What to do »
From the listing below, pick out each line with the word "components".
:: Data section
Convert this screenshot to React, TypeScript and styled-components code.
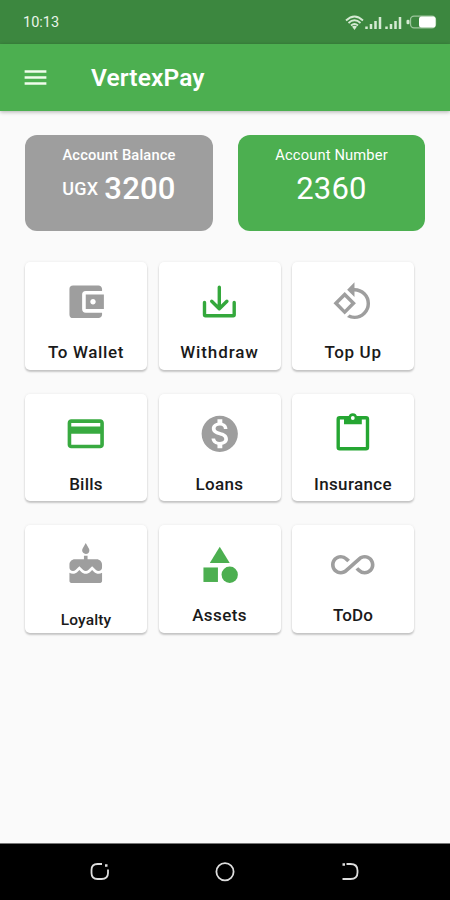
import React from 'react';
import styled, { createGlobalStyle } from 'styled-components';
import {
  MdAccountBalanceWallet,
  MdAllInclusive,
  MdCake,
  MdCategory,
  MdMenu,
  MdMonetizationOn,
  MdPayment,
  MdRotate90DegreesCcw,
} from 'react-icons/md';

const GREEN = '#4caf50';
const GREY = '#9e9e9e';

const GlobalStyle = createGlobalStyle`
  * { box-sizing: border-box; }
  body { margin: 0; background: #fafafa; font-family: Roboto, "Liberation Sans", sans-serif; }
`;

const Screen = styled.div`
  width: 450px;
  height: 900px;
  display: flex;
  flex-direction: column;
  overflow: hidden;
  background: #fafafa;
`;

const StatusBar = styled.div`
  height: 44px;
  flex: none;
  display: flex;
  align-items: center;
  justify-content: space-between;
  padding: 1px 13px 0 23px;
  background: #3c873f;
  color: #e9f5e9;
`;

const Clock = styled.span`
  padding-top: 1px;
  font-size: 14.5px;
  line-height: 20px;
`;

const StatusIcons = styled.svg`
  display: block;
  width: 92px;
  height: 20px;
`;

const AppBar = styled.header`
  height: 67px;
  flex: none;
  display: flex;
  align-items: center;
  gap: 41px;
  padding: 0 21px;
  background: ${GREEN};
  color: #f0fdec;
  box-shadow: 0 1px 4px rgba(0, 0, 0, 0.3);
`;

const MenuButton = styled.button`
  display: flex;
  border: 0;
  padding: 0;
  background: none;
  color: inherit;
  font-size: 29px;
`;

const Title = styled.h1`
  margin: 0;
  font-size: 24.5px;
  line-height: 30px;
  font-weight: 600;
  letter-spacing: 0.12px;
  color: #fff;
`;

const Content = styled.main`
  flex: 1;
  padding: 24px 25px 0;
`;

const Accounts = styled.section`
  display: grid;
  grid-template-columns: 188px 187px;
  justify-content: space-between;
`;

const AccountCard = styled.div<{ $color: string }>`
  height: 96px;
  display: flex;
  flex-direction: column;
  align-items: center;
  padding-top: 10px;
  border-radius: 12px;
  background: ${(p) => p.$color};
  color: #fff;
`;

const AccountLabel = styled.div<{ $weight: number }>`
  font-size: 14.7px;
  line-height: 20px;
  font-weight: ${(p) => p.$weight};
  letter-spacing: 0.15px;
`;

const AccountValue = styled.div<{ $weight: number }>`
  display: flex;
  align-items: center;
  gap: 6px;
  margin-top: 6px;
  font-size: 31px;
  line-height: 36px;
  font-weight: ${(p) => p.$weight};
  letter-spacing: 0.2px;
`;

const Currency = styled.span`
  font-size: 18px;
  font-weight: 500;
`;

const Tiles = styled.section`
  display: grid;
  grid-template-columns: repeat(3, 122px);
  grid-auto-rows: 107.5px;
  column-gap: 11.5px;
  row-gap: 24px;
  margin-top: 31px;
`;

const Tile = styled.button`
  display: flex;
  flex-direction: column;
  align-items: center;
  padding: 18px 0 0;
  border: 0;
  border-radius: 5px;
  background: #fff;
  font-family: inherit;
  box-shadow: 0 2px 2px rgba(0, 0, 0, 0.2), 0 0 3px rgba(0, 0, 0, 0.07);
`;

const TileIcon = styled.span<{ $color: string; $size?: number }>`
  height: 44px;
  display: flex;
  align-items: center;
  justify-content: center;
  color: ${(p) => p.$color};
  font-size: ${(p) => p.$size ?? 43.5}px;
`;

const TileLabel = styled.span<{ $small?: boolean; $tracking: number }>`
  margin-top: ${(p) => (p.$small ? 22 : 17)}px;
  font-size: ${(p) => (p.$small ? 15.5 : 17)}px;
  line-height: 22px;
  font-weight: 500;
  letter-spacing: ${(p) => p.$tracking}px;
  color: #1a1a1a;
`;

const NavBar = styled.nav`
  height: 57px;
  flex: none;
  display: flex;
  justify-content: center;
  align-items: center;
  gap: 105px;
  border-top: 1px solid #777;
  background: #000;
`;

const NavIcon = styled.svg`
  display: block;
  width: 20px;
  height: 20px;
  fill: none;
  stroke: #dedede;
  stroke-width: 1.8;
`;

const WithdrawIcon = () => (
  <svg width="44" height="44" viewBox="0 0 44 44" fill="none" stroke="currentColor" strokeWidth="3.4" strokeLinecap="round" strokeLinejoin="round">
    <path d="M6.500 22.500V34.700Q6.500 35.700 7.500 35.700H35.200Q36.200 35.700 36.200 34.700V22.500" />
    <path d="M21.300 7.300V28M13.700 21.200L21.300 28.800L28.900 21.200" />
  </svg>
);

const ClipboardIcon = () => (
  <svg width="44" height="44" viewBox="0 0 44 44" fill="none" stroke="currentColor" strokeWidth="3.4" strokeLinejoin="round">
    <rect x="7.200" y="5.800" width="29.300" height="31" rx="1.500" />
    <path d="M13 5.500H17.300Q18 1.200 21.800 1.200T26.300 5.500H30.800V12.300H13Z" fill="currentColor" stroke="none" />
    <circle cx="21.800" cy="6" r="1.900" fill="#fff" stroke="none" />
  </svg>
);

type TileData = {
  label: string;
  icon: React.ReactNode;
  color: string;
  tracking: number;
  size?: number;
  small?: boolean;
};

const tiles: TileData[] = [
  { label: 'To Wallet', icon: <MdAccountBalanceWallet />, color: GREY, tracking: 0.65 },
  { label: 'Withdraw', icon: <WithdrawIcon />, color: '#34a83c', tracking: 0.9 },
  { label: 'Top Up', icon: <MdRotate90DegreesCcw />, color: GREY, tracking: 0.65, size: 41.5 },
  { label: 'Bills', icon: <MdPayment />, color: '#38aa40', tracking: 0.25 },
  { label: 'Loans', icon: <MdMonetizationOn />, color: GREY, tracking: 0.35 },
  { label: 'Insurance', icon: <ClipboardIcon />, color: '#25a632', tracking: 0.35 },
  { label: 'Loyalty', icon: <MdCake />, color: GREY, tracking: 0.1, small: true },
  { label: 'Assets', icon: <MdCategory />, color: GREEN, tracking: 0.4 },
  { label: 'ToDo', icon: <MdAllInclusive />, color: GREY, tracking: 0.1 },
];

export default function App() {
  return (
    <Screen>
      <GlobalStyle />
      <StatusBar>
        <Clock>10:13</Clock>
        <StatusIcons viewBox="0 0 92 20" fill="none" stroke="#d5ead3">
          <path d="M1 7.5Q9.500 -0.500 18 7.500M3.500 10Q9.500 4.500 15.500 10M6 12.500Q9.500 9.500 13 12.500" strokeWidth="1.8" />
          <path d="M7 13.500Q9.500 12 12 13.500L9.500 17Z" fill="#d5ead3" stroke="none" />
          <path d="M21.500 16V13.500M26 16V11M30.500 16V8M35 16V4M41.500 16V13.500M46 16V11M50.500 16V8M55 16V4" strokeWidth="2.500" />
          <rect x="65.500" y="3.200" width="25" height="11.600" rx="3.500" stroke="#9dc69d" strokeWidth="1.300" />
          <rect x="74" y="3.500" width="16.500" height="11" rx="2.500" fill="#fff" stroke="none" />
          <rect x="61.500" y="6.800" width="3" height="4.500" rx="1.300" fill="#d5ead3" stroke="none" />
        </StatusIcons>
      </StatusBar>
      <AppBar>
        <MenuButton aria-label="Menu"><MdMenu /></MenuButton>
        <Title>VertexPay</Title>
      </AppBar>
      <Content>
        <Accounts>
          <AccountCard $color={GREY}>
            <AccountLabel $weight={500}>Account Balance</AccountLabel>
            <AccountValue $weight={500}>
              <Currency>UGX</Currency>
              <span>3200</span>
            </AccountValue>
          </AccountCard>
          <AccountCard $color={GREEN}>
            <AccountLabel $weight={400}>Account Number</AccountLabel>
            <AccountValue $weight={400}>2360</AccountValue>
          </AccountCard>
        </Accounts>
        <Tiles>
          {tiles.map((t) => (
            <Tile key={t.label}>
              <TileIcon $color={t.color} $size={t.size}>{t.icon}</TileIcon>
              <TileLabel $small={t.small} $tracking={t.tracking}>{t.label}</TileLabel>
            </Tile>
          ))}
        </Tiles>
      </Content>
      <NavBar>
        <NavIcon viewBox="0 0 20 20">
          <path d="M12 2H7.500Q1.500 2 1.500 8V11Q1.500 17 7.500 17H11.500Q18 17 18 11V7.500" />
          <path d="M15 3.500H17.500" strokeWidth="2.500" />
        </NavIcon>
        <NavIcon viewBox="0 0 20 20">
          <circle cx="10" cy="9.700" r="8.600" />
        </NavIcon>
        <NavIcon viewBox="0 0 20 20">
          <path d="M6.500 2H10.500Q17.500 2 17.500 8.500V10.500Q17.500 17 10.500 17H2.500" />
          <path d="M2.500 2.500H5" strokeWidth="2.500" />
        </NavIcon>
      </NavBar>
    </Screen>
  );
}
::::
Final result »
Convert this screenshot to React, TypeScript and styled-components code.
import styled, { createGlobalStyle } from 'styled-components';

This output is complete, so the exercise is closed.